Friday, October 18, 2013

Textron 3rd-Quarter Net Drops on Lower Cessna Deliveries

Textron Inc.'s  third-quarter profit slid 34% as the aircraft and industrial product maker delivered far fewer Cessna planes than a year ago, and as labor disruptions hurt profitability at the Bell helicopter business.

The maker of Cessna planes, Bell helicopters and E-Z-Go golf carts has reported muted sales from prior-year levels, and the company's top line has missed Wall Street's expectations for five consecutive quarters.

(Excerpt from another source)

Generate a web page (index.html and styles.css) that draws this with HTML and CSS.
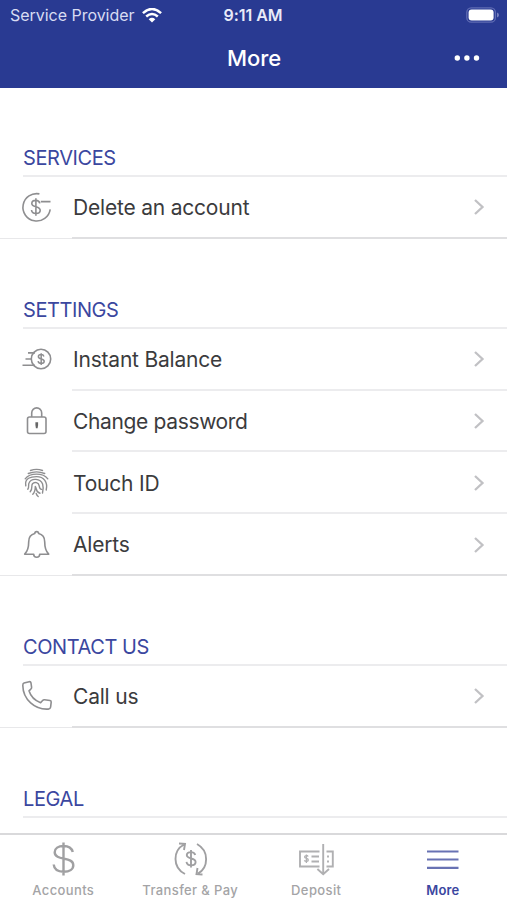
FILE: index.html
```html
<!DOCTYPE html>
<html lang="en">
<head>
<meta charset="utf-8">
<title>More</title>
<link rel="stylesheet" href="styles.css">
</head>
<body>
<div class="app">
  <header class="header">
    <div class="status">
      <div class="carrier"><span class="carrier-name">Service Provider</span>
        <svg class="wifi" width="20" height="15" viewBox="0 0 20 15" fill="none" stroke="#fff" stroke-width="2.5"><path d="M.9 5.1Q10-3.1 19.1 5.1M4.2 8.5Q10 3.4 15.8 8.5"/><path d="M6.7 11.2Q10 8.3 13.3 11.2L10 14.5Z" fill="#fff" stroke="none"/></svg>
      </div>
      <span class="clock">9:11 AM</span>
      <svg class="battery" width="34" height="16" viewBox="0 0 34 16"><rect x=".8" y=".8" width="28.6" height="14.4" rx="4.5" fill="none" stroke="#5f6bb3" stroke-width="1.3"/><rect x="2.6" y="2.6" width="25" height="10.8" rx="3" fill="#fff"/><path d="M31 5.5q2 .6 2 2.5t-2 2.500z" fill="#7680bf"/></svg>
    </div>
    <div class="navbar">
      <h1 class="title">More</h1>
      <svg class="dots" width="26" height="6" viewBox="0 0 26 6" fill="#fff"><circle cx="3.3" cy="3" r="2.7"/><circle cx="12.9" cy="3" r="2.7"/><circle cx="22.5" cy="3" r="2.7"/></svg>
    </div>
  </header>

  <main class="content">
    <section>
      <h2 class="heading heading-first">SERVICES</h2>
      <div class="row row-last">
        <svg class="icon" viewBox="0 0 32 32"><path d="M18.4 2.9A13.7 13.7 0 1 0 29.2 18.3M19.8 10.6H29.5"/><path d="M18.8 12.3c-.4-1.9-1.9-2.9-4-2.9-2.4 0-4 1.2-4 3 0 4.5 8.4 2.1 8.4 6.8 0 2-1.7 3.3-4.2 3.3-2.7 0-4.3-1.4-4.5-3.5M14.9 7.3v17.4"/></svg>
        <span class="label">Delete an account</span>
        <svg class="chevron" viewBox="0 0 12 18"><path d="M2 2l7.5 7L2 16"/></svg>
      </div>
    </section>
    <section>
      <h2 class="heading">SETTINGS</h2>
      <div class="row">
        <svg class="icon raised" viewBox="0 0 32 32"><circle cx="20" cy="16" r="9.7"/><path d="M14 9.9H7M10.500 16H4.500M14 22.200H1.500"/><path stroke-width="1.5" d="M22.900 13.400c-.4-1.200-1.300-1.800-2.700-1.800-1.600 0-2.800.8-2.800 2.100 0 3 5.800 1.400 5.800 4.500 0 1.400-1.200 2.200-3 2.200-1.700 0-2.900-.9-3.100-2.300M20.200 10.200v11.700"/></svg>
        <span class="label">Instant Balance</span>
        <svg class="chevron raised-sm" viewBox="0 0 12 18"><path d="M2 2l7.5 7L2 16"/></svg>
      </div>
      <div class="row">
        <svg class="icon" viewBox="0 0 32 32"><rect x="6.5" y="12" width="18.5" height="16.5" rx="2"/><path d="M10.7 12V7.9a5 5 0 0 1 10 0V12"/><path d="M14.400 17.200h2.700V20l-.5 3.200h-1.700l-.5-3.200z" class="solid"/></svg>
        <span class="label label-tight">Change password</span>
        <svg class="chevron" viewBox="0 0 12 18"><path d="M2 2l7.5 7L2 16"/></svg>
      </div>
      <div class="row">
        <svg class="icon" viewBox="0 0 32 32"><path class="ridges" d="M9.500 3.500Q15.500 1.300 21.500 3.500M7.300 6.500Q15.500 3.300 23.700 6.500M4.200 11.800C9 5.500 22 5.500 26.800 11.800M4.800 18.800C3.300 11 10 9.600 15.500 9.600c7.500 0 11.500 5.500 9.700 13.400M6.800 22.200C8.500 20 7 18 8 16c2.500-5.500 11.500-4.500 13.600 1 1 3 .7 6-.1 9M9.200 24.800c3-3.800.6-5.800 2.300-8 2.200-2.600 6.200-1.100 6.700 2 .3 2 .6 3.400 2.300 3.600M11.800 27.300c2-2 2.500-4.300 2.500-7.800 1.600 1.200-.2 5.500 4.700 6.700M15.200 26.500c.4 1.300 1 2.300 2 3"/></svg>
        <span class="label">Touch ID</span>
        <svg class="chevron" viewBox="0 0 12 18"><path d="M2 2l7.5 7L2 16"/></svg>
      </div>
      <div class="row row-last">
        <svg class="icon" viewBox="0 0 32 32"><path d="M13.8 4.500a1.900 1.900 0 1 1 3.800 0c4.500 1 6.100 4.200 6.100 8.300 0 6.200 1 9.500 4 12.400H18.700a3 3 0 0 1-6 0H3.700c3-2.900 4-6.200 4-12.400 0-4.100 1.600-7.300 6.100-8.300z"/></svg>
        <span class="label">Alerts</span>
        <svg class="chevron" viewBox="0 0 12 18"><path d="M2 2l7.5 7L2 16"/></svg>
      </div>
    </section>
    <section>
      <h2 class="heading">CONTACT US</h2>
      <div class="row row-last">
        <svg class="icon" viewBox="0 0 32 32"><path d="M3 3l5.200-1.300c1.300-.2 1.600.3 1.800 1.300l.6 4.300c.1 1-.2 1.500-1 2L8 10.800c1.500 5 6 9.800 11.600 12l2-2.300c.6-.7 1.200-.8 2-.7l5.400.7c1 .2 1.300.7 1.200 1.600l-.6 5c-.2 1.300-1 1.800-2.300 2C14 30 2 19.500 1.800 5.500c0-1.400.2-2.200 1.200-2.500z"/></svg>
        <span class="label">Call us</span>
        <svg class="chevron" viewBox="0 0 12 18"><path d="M2 2l7.5 7L2 16"/></svg>
      </div>
    </section>
    <section>
      <h2 class="heading">LEGAL</h2>
    </section>
  </main>

  <nav class="tabs">
    <div class="tab">
      <svg class="tab-icon" viewBox="0 0 36 36"><path stroke-width="2.4" d="M27.800 11C26.800 7.300 23.500 5 18.500 5c-5.200 0-8.800 2.400-8.800 6.200 0 9 18.600 4 18.600 13 0 4-3.800 6.500-9.600 6.500-5.900 0-9.600-2.800-10-7.200M18.500 1.500v33"/></svg>
      <span>Accounts</span>
    </div>
    <div class="tab">
      <svg class="tab-icon" viewBox="0 0 36 36"><path d="M13 33C0 26 1 9.500 12 3.500M7 2.500l6 .3-1 6.200M25 3c12.500 7 11.500 23.500 1 29.500M30.500 33.500l-6-.3 1-6.200"/><path d="M23.200 14c-.5-2-2-2.900-4.100-2.900-2.600 0-4.300 1.200-4.300 3 0 4.600 8.800 2.200 8.800 6.900 0 2-1.800 3.300-4.500 3.300-2.600 0-4.300-1.300-4.600-3.400M19 9v17.500"/></svg>
      <span>Transfer &amp; Pay</span>
    </div>
    <div class="tab">
      <svg class="tab-icon tab-icon-light" viewBox="0 0 36 36"><path d="M21.500 10.500H2v15h19.500M28.500 10.500h6.300v15h-6.300M25.200 3v30M19.400 28l5.800 5.300 5.800-5.300M13.500 15.500H21M13.500 20.500H21M30 14.500v2M30 19.500v2"/><path stroke-width="1.3" d="M10.200 15.500c-1-1.500-3.700-1.200-3.600.5.200 2 3.700 1 3.700 3 0 1.700-3 1.900-4 .3M8.400 13.500v8.500"/></svg>
      <span>Deposit</span>
    </div>
    <div class="tab tab-active">
      <svg class="tab-icon" viewBox="0 0 36 36"><path stroke-width="2.2" d="M2 10.500h31.500M2 18.500h31.500M2 26.800h31.500"/></svg>
      <span>More</span>
    </div>
  </nav>
</div>
</body>
</html>
```
FILE: styles.css
```css
* { box-sizing: border-box; }
body { margin: 0; background: #fff; font-family: Inter, "Liberation Sans", sans-serif; }
svg { display: block; flex: none; }
h1, h2 { margin: 0; font-weight: 400; }
.app { width: 507px; height: 900px; display: flex; flex-direction: column; overflow: hidden; }
.header { flex: none; height: 88px; background: #293a92; color: #fff; }
.status { height: 30px; display: grid; grid-template-columns: 1fr auto 1fr; align-items: center; padding: 0 8px 0 10px; }
.carrier { display: flex; align-items: center; gap: 7px; font-size: 16px; letter-spacing: -.03px; color: #d8dcf2; }
.clock { font-size: 16px; font-weight: 600; letter-spacing: -.06px; margin-left: -3px; color: #e8eaf8; }
.battery { justify-self: end; margin: -1px -1px 0 0; }
.navbar { height: 56px; display: grid; grid-template-columns: 1fr auto 1fr; align-items: center; padding: 0 27px 0 28px; }
.title { grid-column: 2; font-size: 22px; font-weight: 500; letter-spacing: -.1px; margin-top: -1px; }
.dots { justify-self: end; margin-top: -1px; }
.content { flex: 1; min-height: 0; overflow: hidden; }
.heading { height: 90px; margin-left: 23px; padding-bottom: 4px; border-bottom: 2px solid #ececee; display: flex; align-items: flex-end; font-size: 20px; line-height: 26px; letter-spacing: -.42px; color: #3b479f; }
.heading-first { height: 89px; }
.row { height: 61.8px; display: grid; grid-template-columns: 50px 1fr 36px; align-items: center; padding-left: 21px; position: relative; font-size: 21px; letter-spacing: -.2px; color: #3b3b3d; }
.row::after { content: ""; position: absolute; left: 72px; right: 0; bottom: 0; height: 2px; background: #ececee; }
.row-last { border-bottom: 1px solid #e8e8ea; }
.row-last::after { bottom: -1px; background: #dfdfe1; }
.label { padding-left: 2px; white-space: nowrap; }
.label-tight { letter-spacing: -.35px; }
.icon { width: 32px; height: 32px; fill: none; stroke: #8e8e90; stroke-width: 1.6; stroke-linejoin: round; }
.icon .solid { fill: #666; stroke: none; }
.icon .ridges { stroke-width: 1.4; stroke-linecap: round; }
.raised { margin-top: -2px; }
.chevron { width: 12px; height: 18px; margin-left: 2px; fill: none; stroke: #c1c1c4; stroke-width: 2.3; }
.raised-sm { margin-top: -1px; }
.tabs { flex: none; height: 67px; border-top: 2px solid #d9d9db; display: grid; grid-template-columns: repeat(4, 126.5px); font-size: 13px; font-weight: 500; letter-spacing: .38px; color: #a4a4a6; }
.tab { display: flex; flex-direction: column; align-items: center; padding-top: 6px; white-space: nowrap; line-height: 20px; }
.tab-icon { width: 36px; height: 36px; margin-bottom: 3px; fill: none; stroke: #a0a0a2; stroke-width: 1.9; }
.tab-icon-light { stroke: #b0b0b2; }
.tab:nth-child(2) { padding-left: 1px; }
.tab-active { color: #3a46a0; font-weight: 600; letter-spacing: .1px; }
.tab-active .tab-icon { stroke: #6872b3; }
```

Profit in the latest quarter also was muted, leading Textron to trim its full-year estimate. The company now sees a profit of $1.75 to $1.85 a share from continuing operations, down from the prior view of $1.90 to $2.10.

Chairman and Chief Executive Scott Donnelly said the reduced guidance was due to lower margins for the Bell business due to labor disruptions, as well as lower aircraft deliveries at Cessna.

Overall, Textron posted a profit of $99 million, or 35 cents a share, down from $151 million, or 51 cents a share, a year earlier. Revenue fell 3.2% to $2.9 billion.

Analysts surveyed by Thomson Reuters expected a profit of 47 cents a share on $2.97 billion in revenue.

Cessna revenue fell 24% as the company delivered 25 new Citation jets in the quarter, down from 41 a year ago. The unit swung to a loss of $23 million, reflecting the lower jet deliveries.

Bell revenue climbed 8.1%, though the segment's profit declined $34 million, hurt by labor disruptions.

Industrial and Textron systems revenue jumped 4.1% and 1.3%, respectively.

Shares, inactive premarket, closed Thursday at $27.52. The stock has risen 11% in 2013, underperforming the broader market.